Posted on May 23, 2007May 23, 2007 by marc

Texas state senator Mario Gallegos says that voting without identification is a right that must not be taken away:

Every nonpartisan, academic study on the impact of voter ID laws in other states shows they suppress voter turnout among the elderly, low-income citizens, Hispanics, African-Americans and the disabled. But I don’t need a study to know why voter ID proposals like House Bill 218 are bad; I just have to think about my grandmother.
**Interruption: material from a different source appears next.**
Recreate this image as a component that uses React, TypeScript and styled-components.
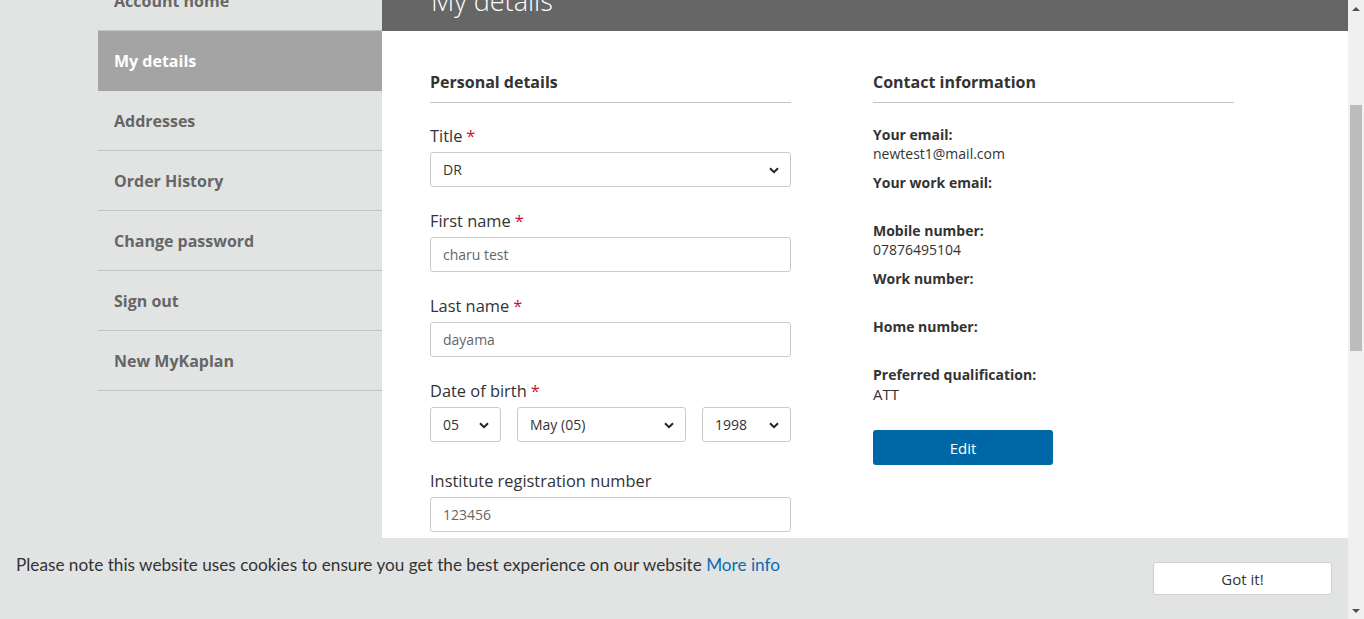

My grandmother came from Mexico, played by the rules, became a citizen and earned her right to vote. She didn’t have a driver’s license, but she had her voter registration card, went to the polls where the workers knew her, and voted. If the voter ID law were in effect, I’m not sure she or others like her could have voted.

I’m sure that his grandmother was a wonderful person.  Whose grandmother isn’t?  Yet that has nothing to do with ensuring the value of American citizens’ votes.

Every election there are cries of voter fraud from both sides of the aisle.  In 2000, George Bush won the presidency after capturing Florida’s electoral college delegates by only a few hundred votes.

So why is there such a rancorous debate over requiring a photo ID at polling places?  Gallegos notes:

Voter ID laws passed in Georgia and Missouri were struck down by the courts, which concluded that the cost of obtaining the ID and necessary documents amounts to a 21st century poll tax.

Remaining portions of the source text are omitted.